La honesta aceptación de la verdad que contienen los hechos es básica para preservar la vida. Un rol clave en ello lo tiene el conocimiento construido a través de métodos científicos que no se puede substituir por verdades ideológicas. Descubrir e identificar la verdad requiere el diálogo de saberes. Por ello, debería ser práctica corriente para el conocimiento científico entrar en diálogo con las sabidurías ancestrales y otros conocimientos presentes en la sociedad, puesto que éstos también tienen qué decir en la búsqueda y construcción de la verdad. No es extraño que el Papa Francisco considere que:
“Los grandes sabios del pasado, en este contexto, correrían el riesgo de apagar su sabiduría en medio del ruido dispersivo de la información. (…) La verdadera sabiduría, producto de la reflexión, del diálogo y del encuentro generoso entre las personas, no se consigue con una mera acumulación de datos que termina saturando y obnubilando, en una especie de contaminación mental”. (Papa Francisco, Laudato Si, p. 47).
Ubicar la búsqueda de la verdad como uno de los más altos propósitos de la humanidad es cuestión de vida o muerte.
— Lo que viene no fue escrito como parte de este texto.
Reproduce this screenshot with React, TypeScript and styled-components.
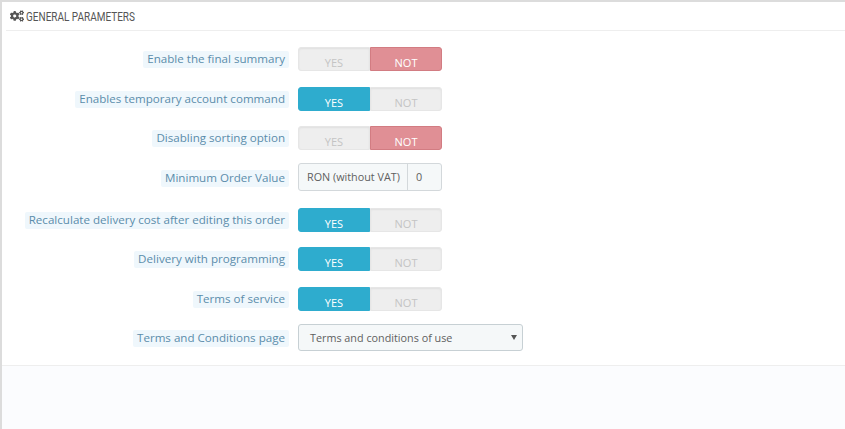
import styled, { createGlobalStyle } from 'styled-components';
import { FaCogs } from 'react-icons/fa';

const GlobalStyle = createGlobalStyle`
  html, body {
    margin: 0;
    background: #fff;
  }
  body {
    font-family: "Open Sans", "Liberation Sans", sans-serif;
    font-size: 10.8px;
    color: #5f5f5f;
  }
`;

const Panel = styled.section`
  box-sizing: border-box;
  width: 845px;
  height: 429px;
  display: flex;
  flex-direction: column;
  background: #fff;
  border-left: 2px solid #dcdcdc;
  border-top: 2px solid #dcdcdc;
  overflow: hidden;
`;

const PanelHeader = styled.header`
  box-sizing: border-box;
  height: 29px;
  margin-left: 4px;
  padding-left: 4px;
  display: flex;
  align-items: center;
  gap: 2px;
  border-bottom: 1px solid #eeeeee;
  color: #555;
`;

const HeaderTitle = styled.h3`
  margin: 0;
  font-family: "Roboto", sans-serif;
  font-size: 12.5px;
  font-weight: 400;
  text-transform: uppercase;
  white-space: nowrap;
  transform: scaleX(0.8);
  transform-origin: left center;
`;

const Form = styled.div`
  box-sizing: border-box;
  height: 335px;
  display: flex;
  flex-direction: column;
  border-bottom: 1px solid #eeeeee;
`;

// the rows in the reference are not evenly spaced, so each one sets its own gap
const Row = styled.div<{ $gap: number }>`
  margin-top: ${p => p.$gap}px;
  display: grid;
  grid-template-columns: 287px auto;
  column-gap: 9px;
  align-items: center;
  justify-content: start;
`;

const LabelCell = styled.div`
  display: flex;
  justify-content: flex-end;
`;

const Label = styled.label`
  padding: 0 4px;
  height: 17px;
  line-height: 16px;
  border-radius: 2px;
  background: #eff7fc;
  color: #5b8dab;
  font-size: 11.6px;
  white-space: nowrap;
`;

const Switch = styled.div`
  display: flex;
  width: 144px;
  height: 24px;
`;

const SwitchSide = styled.span<{ $state: 'off' | 'yes' | 'not'; $side: 'left' | 'right' }>`
  box-sizing: border-box;
  flex: 1;
  padding-top: 6px;
  line-height: 18px;
  text-align: center;
  font-size: 11px;
  border-radius: ${p => (p.$side === 'left' ? '3px 0 0 3px' : '0 3px 3px 0')};
  background: ${p => (p.$state === 'yes' ? '#2eacce' : p.$state === 'not' ? '#e08f95' : '#eeeeee')};
  color: ${p => (p.$state === 'off' ? '#c4c4c4' : '#fff')};
  border: 1px solid ${p => (p.$state === 'yes' ? '#2eacce' : p.$state === 'not' ? '#d27c82' : '#e6e6e6')};
  box-shadow: ${p => (p.$state === 'off' ? 'inset 0 1px 2px rgba(0, 0, 0, 0.06)' : 'none')};
`;

const InputGroup = styled.div`
  box-sizing: border-box;
  display: flex;
  width: 144px;
  height: 28px;
  margin-bottom: 2px;
  border: 1px solid #d3d8db;
  border-radius: 3px;
  background: #f5f8f9;
  line-height: 26px;
`;

const Addon = styled.span`
  box-sizing: border-box;
  width: 109px;
  padding-left: 8px;
  border-right: 1px solid #d3d8db;
  white-space: nowrap;
`;

const InputValue = styled.span`
  padding-left: 8px;
`;

const Select = styled.div`
  box-sizing: border-box;
  position: relative;
  width: 225px;
  height: 27px;
  margin-bottom: 1px;
  padding-left: 11px;
  border: 1px solid #c7d0d4;
  border-radius: 3px;
  background: #f5f8f9;
  line-height: 26px;
`;

const Caret = styled.svg`
  position: absolute;
  right: 5px;
  top: 9.5px;
  width: 6px;
  height: 5px;
  fill: #555;
`;

const PanelFooter = styled.footer`
  flex: 1;
  background: #fbfcfe;
`;

type SwitchValue = 'yes' | 'not';

const ToggleSwitch = ({ value }: { value: SwitchValue }) => (
  <Switch>
    <SwitchSide $side="left" $state={value === 'yes' ? 'yes' : 'off'}>YES</SwitchSide>
    <SwitchSide $side="right" $state={value === 'not' ? 'not' : 'off'}>NOT</SwitchSide>
  </Switch>
);

const Field = ({ label, gap, children }: { label: string; gap: number; children: React.ReactNode }) => (
  <Row $gap={gap}>
    <LabelCell>
      <Label>{label}</Label>
    </LabelCell>
    {children}
  </Row>
);

export default function App() {
  return (
    <>
      <GlobalStyle />
      <Panel>
        <PanelHeader>
          <FaCogs size={14} color="#555" />
          <HeaderTitle>General parameters</HeaderTitle>
        </PanelHeader>
        <Form>
          <Field gap={16} label="Enable the final summary"><ToggleSwitch value="not" /></Field>
          <Field gap={16} label="Enables temporary account command"><ToggleSwitch value="yes" /></Field>
          <Field gap={15} label="Disabling sorting option"><ToggleSwitch value="not" /></Field>
          <Field gap={13} label="Minimum Order Value">
            <InputGroup>
              <Addon>RON (without VAT)</Addon>
              <InputValue>0</InputValue>
            </InputGroup>
          </Field>
          <Field gap={15} label="Recalculate delivery cost after editing this order"><ToggleSwitch value="yes" /></Field>
          <Field gap={15} label="Delivery with programming"><ToggleSwitch value="yes" /></Field>
          <Field gap={16} label="Terms of service"><ToggleSwitch value="yes" /></Field>
          <Field gap={13} label="Terms and Conditions page">
            <Select>
              Terms and conditions of use
              <Caret viewBox="0 0 6 5"><path d="M0 0h6L3 5z" /></Caret>
            </Select>
          </Field>
        </Form>
        <PanelFooter />
      </Panel>
    </>
  );
}
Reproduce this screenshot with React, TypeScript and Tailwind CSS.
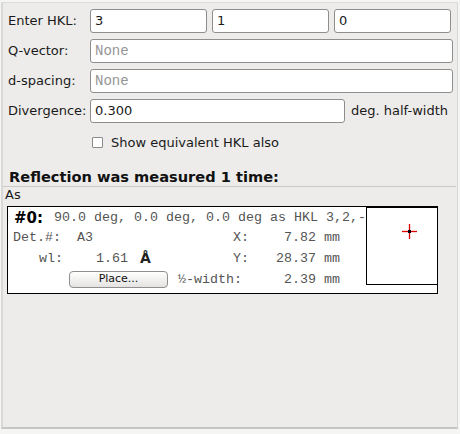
import React from "react";

const sans = "font-['DejaVu_Sans',sans-serif]";
const mono = "font-['Liberation_Mono',monospace]";

function Field({ value, placeholder, className = "" }: { value?: string; placeholder?: string; className?: string }) {
  return (
    <div
      className={`h-[24px] rounded-[3px] border border-[#8e8e8e] bg-white pl-[4px] flex items-center overflow-hidden whitespace-nowrap ${className}`}
    >
      {value !== undefined ? (
        <span className={`${sans} text-[13px] text-[#1a1a1a]`}>{value}</span>
      ) : (
        <span className={`${mono} text-[14px] text-[#959595]`}>{placeholder}</span>
      )}
    </div>
  );
}

function Label({ children }: { children: React.ReactNode }) {
  return <div className={`${sans} text-[13px] text-[#1a1a1a] flex items-center h-[24px] whitespace-nowrap`}>{children}</div>;
}

export default function App() {
  const m = `${mono} text-[13.33px] text-[#555555] whitespace-pre`;
  return (
    <div className="w-[460px] h-[434px] bg-[#f5f5f4] pt-[2px] pl-[1px]">
      <div className="w-[457px] h-[427px] border-l-2 border-t border-r border-l-[#d8d8d6] border-t-[#dcdcdb] border-r-[#d8d8d6] border-b-2 border-b-[#c6c6c5] bg-[#edecea] flex flex-col">
        {/* form */}
        <div className="pt-[6px] pl-[5px] pr-[4px] flex flex-col gap-[6px]">
          <div className="grid grid-cols-[82px_1fr] items-center">
            <Label>Enter HKL:</Label>
            <div className="grid grid-cols-3 gap-[5px] pr-[2px]">
              <Field value="3" />
              <Field value="1" />
              <Field value="0" />
            </div>
          </div>
          <div className="grid grid-cols-[82px_1fr] items-center">
            <Label>Q-vector:</Label>
            <Field placeholder="None" />
          </div>
          <div className="grid grid-cols-[82px_1fr] items-center">
            <Label>d-spacing:</Label>
            <Field placeholder="None" />
          </div>
          <div className="grid grid-cols-[82px_1fr] items-center">
            <Label>Divergence:</Label>
            <div className="flex items-center">
              <Field value="0.300" className="w-[255px]" />
              <span className={`${sans} text-[13px] text-[#1a1a1a] ml-[6px] whitespace-nowrap`}>deg. half-width</span>
            </div>
          </div>
        </div>

        {/* checkbox */}
        <div className="mt-[14px] pl-[89px] flex items-center h-[11px]">
          <div className="w-[11px] h-[11px] border border-[#8a8a8a] rounded-[1px] bg-white" />
          <span className={`${sans} text-[13px] text-[#1a1a1a] ml-[8px] whitespace-nowrap`}>Show equivalent HKL also</span>
        </div>

        {/* header */}
        <div className={`mt-[20px] h-[18px] flex items-center pl-[6px] ${sans} font-bold text-[14.6px] text-[#111] whitespace-nowrap`}>
          Reflection was measured 1 time:
        </div>
        <div className="h-px bg-[#c9c9c8] mr-[1px]" />
        <div className={`h-[16px] flex items-center pl-[2px] ${sans} text-[13px] text-[#1a1a1a]`}>As</div>

        {/* reflection box */}
        <div className="mt-[3px] ml-[4px] w-[431px] h-[88px] border border-black bg-white flex">
          <div className="flex-1 min-w-0 overflow-hidden pt-[1px]">
            <div className="h-[20px] flex items-center pl-[6px]">
              <span className={`${sans} font-bold text-[15px] text-black w-[40px] shrink-0`}>#0:</span>
              <span className={m}>90.0 deg, 0.0 deg, 0.0 deg as HKL 3,2,-</span>
            </div>
            <div className="h-[20px] flex items-center">
              <span className="w-[5px] shrink-0" />
              <span className={`${m} w-[64px] shrink-0`}>Det.#:</span>
              <span className={`${m} w-[156px] shrink-0`}>A3</span>
              <span className={`${m} w-[40px] shrink-0`}>X:</span>
              <span className={`${m} w-[43px] shrink-0 text-right`}>7.82</span>
              <span className={`${m} ml-[8px]`}>mm</span>
            </div>
            <div className="h-[21px] flex items-center">
              <span className="w-[31px] shrink-0" />
              <span className={`${m} w-[57px] shrink-0`}>wl:</span>
              <span className={`${m} w-[44px] shrink-0`}>1.61</span>
              <span className={`${sans} font-bold text-[14px] text-[#222] w-[93px] shrink-0`}>Å</span>
              <span className={`${m} w-[40px] shrink-0`}>Y:</span>
              <span className={`${m} w-[43px] shrink-0 text-right`}>28.37</span>
              <span className={`${m} ml-[8px]`}>mm</span>
            </div>
            <div className="h-[21px] flex items-center">
              <span className="w-[61px] shrink-0" />
              <button
                className={`w-[99px] h-[17px] shrink-0 rounded-[4px] border border-[#8f8f8f] bg-gradient-to-b from-white to-[#e4e3e1] ${sans} text-[11px] text-[#111] flex items-center justify-center`}
              >
                Place...
              </button>
              <span className="w-[10px] shrink-0" />
              <span className={`${m} w-[95px] shrink-0`}>½-width:</span>
              <span className={`${m} w-[43px] shrink-0 text-right`}>2.39</span>
              <span className={`${m} ml-[8px]`}>mm</span>
            </div>
          </div>
          <div className="w-[71px] h-[78px] shrink-0 border-l border-t border-b border-black bg-white">
            <svg width="70" height="76" viewBox="0 0 70 76" className="block">
              <line x1="35" y1="23.5" x2="50" y2="23.5" stroke="#e00000" strokeWidth="1.3" />
              <line x1="42.5" y1="16" x2="42.5" y2="31" stroke="#e00000" strokeWidth="1.3" />
              <rect x="41" y="22" width="3" height="3" fill="#000" />
            </svg>
          </div>
        </div>
      </div>
    </div>
  );
}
Esta actitud tiene profundas implicaciones éticas y vale para verdades históricas, culturales, sociales y para aquellas referidas a los procesos naturales. Preguntas tales como ¿qué pasa?, ¿por qué pasa?, y ¿cómo pasa? son interrogantes que deberíamos poner siempre al frente de nuestra percepción de las cosas. Es un asunto de honestidad con lo real. Y, cuando tales hechos o realidades ponen en peligro la vida o los valores que deben orientar una sociedad, es justo preguntarse “¿cómo se puede transformar tal realidad?”.
Tales búsquedas no pueden ser exclusivamente personales o grupales. Se requiere participar en el diálogo de perspectivas y saberes aportados por quienes colectivamente se esfuerzan en establecer la verdad de los hechos. Tal disposición permite actuar con sabiduría.